The second concerns location. Books must be kept at the place of business, at the registered office, or—if accounting has been outsourced—at the location specified in the contract with the accounting firm. Keep your documentation at home while your company’s registered address is elsewhere, and you have committed a violation. There is, however, some room for leniency here: storing records in the wrong place, as opposed to not storing them at all, may qualify as a “minor case,” reducing the offense from a fiscal crime to a mere fiscal misdemeanor.

The third involves disclosure. If you entrust your books to an external party—a tax advisor, an accounting bureau—you must notify the tax office within fifteen days for full accounting books, seven days for the simpler revenue and expense ledger. Failure to provide this notification constitutes a separate violation.

The Question of Who

When books are maintained externally, liability becomes a matter of contractual interpretation. Both the entrepreneur and the accounting firm may face exposure, but the allocation depends on the actual division of responsibilities.

The firm can be held liable under Article 9 § 3 of the Code, but only if it had genuine capacity to fulfill the obligation—meaning it received the necessary source documents—and its contractual duties encompassed the activities in question. In practice, the taxpayer typically remains responsible for delivering invoices and supporting materials. If the entrepreneur fails to provide them, blaming the accountant becomes difficult to sustain.

When Liability Dissolves

Mistake as to obligation presents the cleanest defense. If you genuinely did not know you were required to maintain a particular type of record—perhaps you crossed a revenue threshold mandating full accounting books without realizing it—you may invoke error as to the elements of the offense. This negates intent, and the crime under Article 60 requires intent for conviction.

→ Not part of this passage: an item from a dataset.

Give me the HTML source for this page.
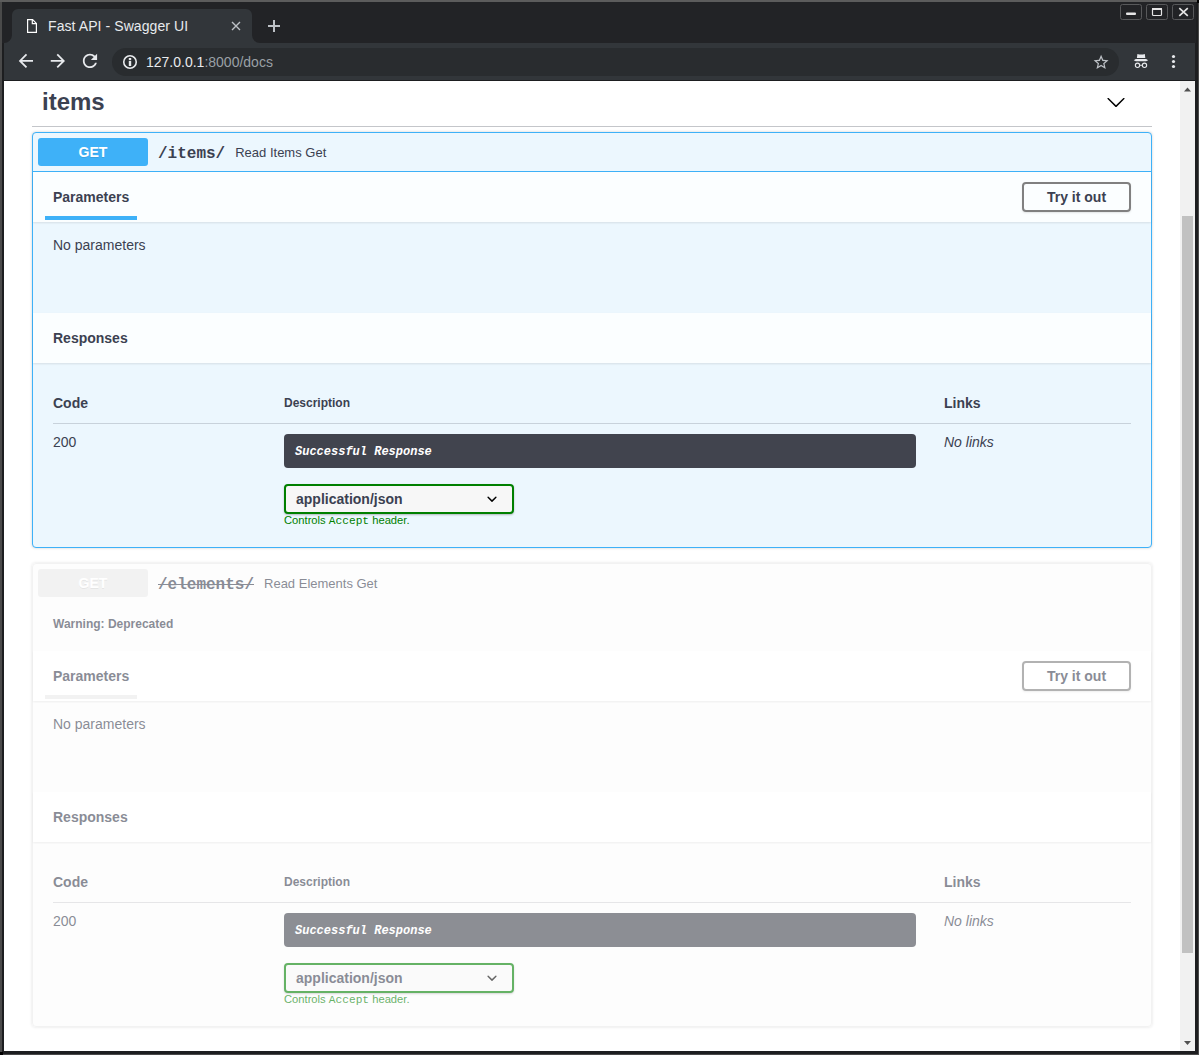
<!DOCTYPE html>
<html><head><meta charset="utf-8">
<style>
*{box-sizing:border-box}
html,body{margin:0;padding:0}
body{width:1199px;height:1055px;overflow:hidden;background:#4a4a4a;position:relative;font-family:"Liberation Sans",sans-serif}
.abs{position:absolute}
#frame{left:2px;top:2px;width:1196px;height:1052px;background:#1d1e20}
#titlebar{left:2px;top:2px;width:1194px;height:41px;background:#222326}
#tab{left:12px;top:9px;width:240px;height:34px;background:#35373a;border-radius:6px 6px 0 0}
#toolbar{left:4px;top:43px;width:1191px;height:37px;background:#35373a}
#omni{left:112px;top:48px;width:1007px;height:28px;border-radius:14px;background:#28292c}
#content{left:4px;top:81px;width:1191px;height:970px;background:#fff;overflow:hidden}
#sb{left:1176px;top:0;width:15px;height:970px;background:#f1f1f1}
#thumb{left:2px;top:135px;width:11px;height:737px;background:#c1c1c1}

.sw{position:absolute;left:28px;top:0;width:1120px;color:#3b4151}
.tag{position:absolute;left:28px;top:0;width:1120px;height:46px;border-bottom:1px solid rgba(59,65,81,.3)}
.tag .t{position:absolute;left:10px;top:7px;font-size:24px;font-weight:700;color:#3b4151;line-height:28px}
.ob{position:absolute;left:28px;width:1120px;border:1px solid #3eb1f8;border-radius:4px;background:#ecf7fe;box-shadow:0 0 3px rgba(0,0,0,.19);color:#3b4151}
.sum{display:flex;align-items:center;padding:5px;border-bottom:1px solid #3eb1f8;height:39px}
.meth{min-width:80px;width:110px;padding:6px 15px;height:28px;text-align:center;border-radius:3px;background:#3eb1f8;color:#fff;font-size:14px;font-weight:700;line-height:16px;text-shadow:0 1px 0 rgba(0,0,0,.1)}
.path{font-family:"Liberation Mono",monospace;font-weight:700;font-size:16px;padding:0 10px;color:#3b4151;position:relative;top:1.5px}
.desc{font-size:13px;color:#3b4151}
.sh{display:flex;align-items:center;padding:8px 20px;height:50px;background:rgba(255,255,255,.8);box-shadow:0 1px 2px rgba(0,0,0,.1);position:relative}
.sh h4{margin:0;font-size:14px;font-weight:700;flex:1}
.sh .ul{position:absolute;left:12px;top:44px;width:92px;height:4px;background:#3eb1f8}
.btn{position:absolute;right:20px;top:10px;width:109px;height:30px;border:2px solid gray;border-radius:4px;box-shadow:0 1px 2px rgba(0,0,0,.1);font-size:14px;font-weight:700;text-align:center;line-height:26px;color:#3b4151}
.noparams{height:91px;padding:13px 20px;font-size:14px;line-height:20px}
.resp{padding:20px}
.thead{position:relative;height:41px;border-bottom:1px solid rgba(59,65,81,.2)}
.th{position:absolute;top:12px;font-weight:700}
.row{position:relative;height:124px}
.dbox{position:absolute;left:231px;top:10px;width:632px;height:34px;border-radius:4px;background:#41444e;color:#fff;font-family:"Liberation Mono",monospace;font-weight:700;font-style:italic;font-size:12px;padding:11px 11px;line-height:14px}
.sel{position:absolute;left:231px;top:60px;width:230px;height:30px;border:2px solid green;border-radius:4px;background:#f7f7f7;box-shadow:0 1px 2px 0 rgba(0,0,0,.25);font-size:14px;font-weight:700;padding:0 10px;line-height:26px;color:#3b4151}
.small{position:absolute;left:231px;top:90px;font-size:11.2px;color:green}
.small span{font-family:"Liberation Mono",monospace}
.dep{opacity:.6;background:rgba(235,235,235,.1);border-color:#ebebeb}
.dep .sum{border-bottom:0;height:38px}
.dep .meth{background:#ebebeb}
.dep .path{text-decoration:line-through}
.dep .ul{background:#ebebeb}
.dep .dbox{}
</style></head>
<body>
<div id="frame" class="abs"></div>
<div class="abs" style="left:0;top:0;width:1199px;height:2px;background:#5c5c5c"></div>
<div class="abs" style="left:1197px;top:0;width:2px;height:3px;background:#000"></div>
<div class="abs" style="left:0;top:1052px;width:3px;height:3px;background:#000"></div>
<div id="titlebar" class="abs"></div>
<svg class="abs" style="left:0;top:0" width="1199" height="81">
 <path d="M4 43 A8 8 0 0 0 12 35 L12 15 A6 6 0 0 1 18 9 L246 9 A6 6 0 0 1 252 15 L252 35 A8 8 0 0 0 260 43 Z" fill="#32363a"/>
 <!-- file icon -->
 <path d="M27.6 19.6 H32.6 L36.4 23.4 V32.4 H27.6 Z" fill="none" stroke="#fff" stroke-width="1.2"/>
 <path d="M32.3 19.6 V23.7 H36.4" fill="none" stroke="#fff" stroke-width="1.2"/>
 <!-- tab close -->
 <path d="M232 22 L240 30 M240 22 L232 30" stroke="#bdc1c6" stroke-width="1.4"/>
 <!-- new tab plus -->
 <path d="M274 20 V32 M268 26 H280" stroke="#bdc1c6" stroke-width="2"/>
 <!-- window buttons -->
 <rect x="1120.5" y="4.5" width="21" height="15" rx="2" fill="none" stroke="#58595b" stroke-width="1"/>
 <rect x="1146.5" y="4.5" width="21" height="15" rx="2" fill="none" stroke="#58595b" stroke-width="1"/>
 <rect x="1172.5" y="4.5" width="21" height="15" rx="2" fill="none" stroke="#58595b" stroke-width="1"/>
 <rect x="1126" y="12.5" width="10" height="2.5" rx="1" fill="#e6e6e6"/>
 <rect x="1152.5" y="8.5" width="9" height="7" rx="1" fill="none" stroke="#e6e6e6" stroke-width="1.2"/>
 <rect x="1152" y="8" width="10" height="2" fill="#e6e6e6"/>
 <path d="M1179.3 8.2 L1187.8 15.8 M1187.8 8.2 L1179.3 15.8" stroke="#e6e6e6" stroke-width="1.7"/>
 <!-- toolbar -->
 <rect x="4" y="43" width="1191" height="37" fill="#32363a"/>
 <rect x="4" y="80" width="1191" height="1" fill="#1d1e20"/>
 <rect x="112" y="48" width="1007" height="28" rx="14" fill="#292c2f"/>
 <!-- back -->
 <g transform="translate(15.2,50.2) scale(0.89)" fill="#e8eaed"><path d="M20 11H7.83l5.59-5.59L12 4l-8 8 8 8 1.41-1.41L7.83 13H20v-2z"/></g>
 <!-- forward -->
 <g transform="translate(47.2,50.2) scale(0.89)" fill="#e8eaed"><path d="M12 4l-1.41 1.41L16.17 11H4v2h12.17l-5.58 5.59L12 20l8-8z"/></g>
 <!-- reload -->
 <g transform="translate(79.3,50.2) scale(0.89)" fill="#e8eaed"><path d="M17.65 6.35C16.2 4.9 14.21 4 12 4c-4.42 0-7.99 3.58-7.99 8s3.57 8 7.99 8c3.73 0 6.84-2.55 7.73-6h-2.08c-.82 2.33-3.04 4-5.65 4-3.31 0-6-2.69-6-6s2.69-6 6-6c1.66 0 3.14.69 4.22 1.78L13 11h7V4l-2.35 2.35z"/></g>
 <!-- info -->
 <circle cx="130" cy="62" r="6.25" fill="none" stroke="#e8eaed" stroke-width="1.6"/>
 <rect x="128.8" y="61" width="2.4" height="5" fill="#e8eaed"/>
 <rect x="128.8" y="58" width="2.4" height="2.2" fill="#e8eaed"/>
 <!-- star -->
 <g transform="translate(1093.6,53.3) scale(0.75)" fill="#bdc1c6"><path d="M22 9.24l-7.19-.62L12 2 9.19 8.63 2 9.24l5.46 4.73L5.82 21 12 17.27 18.18 21l-1.63-7.03L22 9.24zM12 15.4l-3.76 2.27 1-4.28-3.32-2.88 4.38-.38L12 6.1l1.71 4.04 4.38.38-3.32 2.88 1 4.28L12 15.4z" transform="translate(-2,0)"/></g>
 <!-- incognito -->
 <g fill="#e8eaed">
  <path d="M1137.4 54 Q1141.1 55.2 1144.8 54 L1145.3 58 L1136.9 58 Z"/>
  <path d="M1133.7 60.2 L1135.8 58.9 L1146.1 58.9 L1148.2 60.2 L1146.1 61.2 L1135.8 61.2 Z"/>
  <rect x="1139.6" y="64.8" width="2.8" height="0.9"/>
 </g>
 <circle cx="1137.5" cy="65.3" r="2.15" fill="none" stroke="#e8eaed" stroke-width="1.1"/>
 <circle cx="1144.5" cy="65.3" r="2.15" fill="none" stroke="#e8eaed" stroke-width="1.1"/>
 <!-- menu dots -->
 <circle cx="1173.5" cy="56.5" r="1.6" fill="#e8eaed"/>
 <circle cx="1173.5" cy="61.5" r="1.6" fill="#e8eaed"/>
 <circle cx="1173.5" cy="66.5" r="1.6" fill="#e8eaed"/>
</svg>
<div class="abs" style="left:48px;top:18px;font-size:14px;letter-spacing:0.08px;color:#e8eaed;line-height:16px;white-space:nowrap">Fast API - Swagger UI</div>
<div class="abs" style="left:146px;top:54px;font-size:14px;color:#9aa0a6;line-height:17px;white-space:nowrap"><span style="color:#e8eaed">127.0.0.1</span>:8000/docs</div>
<div id="content" class="abs">
  
<div class="tag"><div class="t">items</div><svg style="position:absolute;left:1074px;top:10.8px" width="20" height="20" viewBox="0 0 20 20"><path d="M17.418 6.109c.272-.268.709-.268.979 0s.271.701 0 .969l-7.908 7.83c-.27.268-.707.268-.979 0l-7.908-7.83c-.27-.268-.27-.701 0-.969.271-.268.709-.268.979 0L10 13.25l7.418-7.141z"/></svg></div>

<div class="ob" style="top:51px;height:416px">
 <div class="sum"><div class="meth">GET</div><div class="path">/items/</div><div class="desc">Read Items Get</div></div>
 
 <div class="sh"><h4>Parameters</h4><div class="ul"></div><div class="btn">Try it out</div></div>
 <div class="noparams">No parameters</div>
 <div class="sh"><h4>Responses</h4></div>
 <div class="resp">
  <div class="thead"><div class="th" style="left:0;font-size:14px">Code</div><div class="th" style="left:231px;font-size:12px;top:13px">Description</div><div class="th" style="left:891px;font-size:14px">Links</div></div>
  <div class="row">
   <div style="position:absolute;left:0;top:10px;font-size:14px">200</div>
   <div class="dbox">Successful Response</div>
   <div class="sel">application/json<svg style="position:absolute;left:196px;top:3px" width="20" height="20" viewBox="0 0 20 20"><path d="M13.418 7.859a.695.695 0 0 1 .978 0 .68.68 0 0 1 0 .969l-3.908 3.83a.697.697 0 0 1-.979 0l-3.908-3.83a.68.68 0 0 1 0-.969.695.695 0 0 1 .978 0L10 11l3.418-3.141z"/></svg></div>
   <div class="small">Controls <span>Accept</span> header.</div>
   <div style="position:absolute;left:891px;top:10px;font-size:14px;font-style:italic">No links</div>
  </div>
 </div>
</div>

<div class="ob dep" style="top:482px;height:464px">
 <div class="sum"><div class="meth">GET</div><div class="path">/elements/</div><div class="desc">Read Elements Get</div></div>
 <div style="height:49px;padding:15px 20px;font-size:12px;font-weight:700;line-height:14px;padding-top:15px">Warning: Deprecated</div>
 <div class="sh"><h4>Parameters</h4><div class="ul"></div><div class="btn">Try it out</div></div>
 <div class="noparams">No parameters</div>
 <div class="sh"><h4>Responses</h4></div>
 <div class="resp">
  <div class="thead"><div class="th" style="left:0;font-size:14px">Code</div><div class="th" style="left:231px;font-size:12px;top:13px">Description</div><div class="th" style="left:891px;font-size:14px">Links</div></div>
  <div class="row">
   <div style="position:absolute;left:0;top:10px;font-size:14px">200</div>
   <div class="dbox">Successful Response</div>
   <div class="sel">application/json<svg style="position:absolute;left:196px;top:3px" width="20" height="20" viewBox="0 0 20 20"><path d="M13.418 7.859a.695.695 0 0 1 .978 0 .68.68 0 0 1 0 .969l-3.908 3.83a.697.697 0 0 1-.979 0l-3.908-3.83a.68.68 0 0 1 0-.969.695.695 0 0 1 .978 0L10 11l3.418-3.141z"/></svg></div>
   <div class="small">Controls <span>Accept</span> header.</div>
   <div style="position:absolute;left:891px;top:10px;font-size:14px;font-style:italic">No links</div>
  </div>
 </div>
</div>

  <div id="sb" class="abs"><div id="thumb" class="abs"></div><svg class="abs" style="left:0;top:0" width="15" height="970"><path d="M4 10.5 L11 10.5 L7.5 6.5 Z" fill="#505050"/><path d="M4 960 L11 960 L7.5 964 Z" fill="#505050"/></svg></div>
</div>
</body></html>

A related situation arises when someone maintains the wrong type of record. Keeping a revenue and expense ledger when full accounting books are required technically constitutes “non-maintenance” of the proper records. But if this resulted from a miscalculation of turnover or honest confusion about thresholds, the error defense may again apply.

External destruction offers another exit. Theft, fire, flood, damage by third parties—these circumstances preclude the attribution of fault, provided they can be demonstrated.

The Minor Case

Any violation under Article 60 may be classified as a “minor case,” transforming a fiscal crime into a fiscal misdemeanor with correspondingly reduced penalties. Circumstances favoring this classification include: brief duration of the violation, absence of actual harm to public revenues, modest scale of operations, storage of records in the wrong location rather than complete absence, and prompt remediation once the deficiency was discovered.

One caveat: even a minor case requires intent. If you acted in complete ignorance, the better argument may be absence of the mental element altogether, not merely reduced culpability.

The Afterlife of Documents

Retention obligations extend well beyond what many entrepreneurs assume. The Tax Ordinance requires preservation until the statute of limitations on the relevant tax obligation expires. The Accounting Act imposes varying periods depending on document type. Premature destruction creates not only criminal exposure but evidentiary problems should an audit materialize.

A Note on Prudence

If uncertainty exists about whether your record-keeping obligations are being properly fulfilled, verification before the tax office conducts its own is advisable. If a summons has already arrived citing Article 60, providing explanations without legal consultation is inadvisable. The optimal defense depends on circumstances—sometimes the absence of intent proves most compelling, sometimes the minor-case classification, sometimes the argument that liability properly belongs to an external service provider.

The books, it turns out, matter—even when, especially when, everything else appears to be in order.